Since 1968, the ATF has been granted the authority to classify guns as ‘sporting’ or ‘non-sporting’ when it comes to allowing the import of gun manufactured overseas. Most of the criteria that ATF uses to determine whether an imported gun does not meet the criteria for ‘sporting’ use ended up being incorporated into the 1994 assault weapons ban and these design features (rifles with pistol grips, flash hiders, etc.) effectively keep many types of what are generally called ‘assault rifles’ from being shipped in from overseas. But ever since the assault weapons ‘ban’ ended in 2004, with the exception of a few states that opted to maintain the ban, or have subsequently reinstated it, the question of what really constitutes a ‘sporting’ as opposed to ‘non-sporting’ weapon remains confused.
Ten years ago or so, when the gun makers realized that hunting, a true sporting activity, was dying on the vine, they began promoting the idea that ‘black’ guns like the AR-15 were no different from any other type of ‘sporting’ gun. And their rationale for this argument was that the civilian version of the AR lacked one essential feature of the non-sporting (i.e., military) gun, namely, that it could not be fired in full-auto mode. And because the AR could only be fired in semi-auto mode, this made the gun no different from any other traditional semi-auto hunting gun, many of which had been around for 50 years or more.
The problem with this argument, of course, is that it’s not true. Oh well, oh well, just because something isn’t true doesn’t mean we shouldn’t say it anyway. Right, Mr. Trump? But the truth is that the current battle gun allows its user to set the firing mode as either a 3-shot burst or semi-auto pull. So if a soldier decides that the particular tactical situation of the moment requires that his gun operate in semi-auto mode, should we say that he or she is now going into battle with a ‘sporting’ gun? Give me a break, okay?
The gun industry has always claimed that ‘sporting’ guns, are not designed to be used for shooting humans, as oppose to ‘non-sporting’ (military) guns that are considered weapons of war. This is also not true. The first gun that was ever invented came out of China in the 13th Century, utilizing a new technology called gunpowder to push a solid, ball-shaped object, out of a metal tube with the gases created by igniting the powder creating the necessary pressure to put the cannon ball into flight.
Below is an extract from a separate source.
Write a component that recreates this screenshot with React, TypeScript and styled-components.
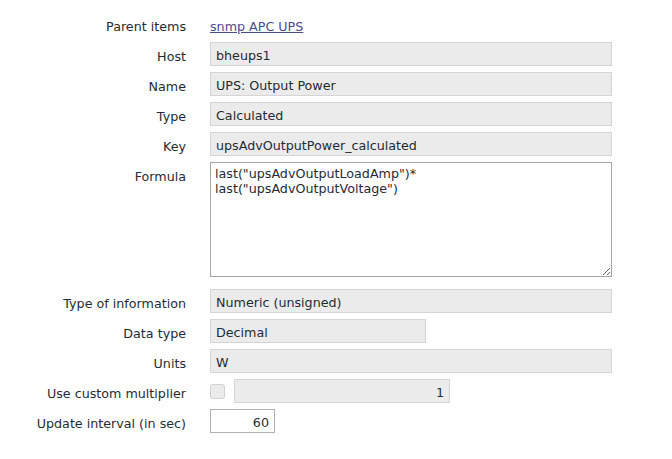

This technology and the corresponding weapons began to appear in Europe in the 15th Century, and very quickly the same technology appeared in weapons that could be used by individual soldiers – which is how and why the small arms industry was born.
In this country, some of these military designs were adapted for hunting use, but non-commercial hunting was and never has been more than a marginal social and sporting activity, and commercial hunting was generally outlawed because otherwise the various species would have been killed off – and some like the bison almost disappeared.
The point is that what the gun industry calls ‘sporting arm’ were never designed to be used for sporting purposes at all. The fact that a relatively small population enjoys shooting their guns at paper targets on a range or trying to bag that elusive White Tail doesn’t change the fact that guns were designed and are still designed to do one thing, and we all know what that one thing is.
Sep 08, 2024 @ 12:04:16
Agree with you that the argument of civilian vs military ARs was a distinction without a difference as is the argument for many guns. Its in my North Mesa Mutts blog.
Not so sure of the difference between sporting and non-sporting as far as the 2A. Miller simply said “…The Court cannot take judicial notice that a shotgun having a barrel less than 18 inches long has today any reasonable relation to the preservation or efficiency of a well regulated militia, and therefore cannot say that the Second Amendment guarantees to the citizen the right to keep and bear such a weapon…”
Heller said the 2A protected lawful ownership of a handgun for defense in the home. Shooting a crook is hardly a sporting use and I think as many handguns are designed for self defense (i.e., shooting people) as for pure sport, unless one considers shooting home invaders to be sport. The venerable 1911 was a military sidearm and has since become a sporting piece, some examples are the Colt Gold Cup or Springfield Range Officer, but those are basically accurized versions of military hardware.
So implicitly, both Miller and Heller (and its expansion in MacDonald vs whoever that was) went far beyond sporting use.
Of course in the early part of the last century, the bolt action Springfield military issue rifle became the sporting 30/06 deer rifle in many incarnations. Charles Whitman used a spinoff, a Remington bolt action in, I think, 7 mm, to mow down people at UT. There really is not a major difference between guns and guns as far as killing things, including people. Its just that a semiauto with a thirty round magazine is pretty good at providing suppression fire at first graders as one mows them down under their desks. Interjected a bit of sarcasm here.
The real question is not the gun, but the sanity and decency of the owner.
Sep 08, 2024 @ 12:21:49
The problem with this argument, of course, is that it’s not true.
And, another canard. An AR is functionally no different than any other semi-automatic rifle previously used for hunting. The author is arguing in search of relevancy.
Beyond that, Khal handles the rest quite well.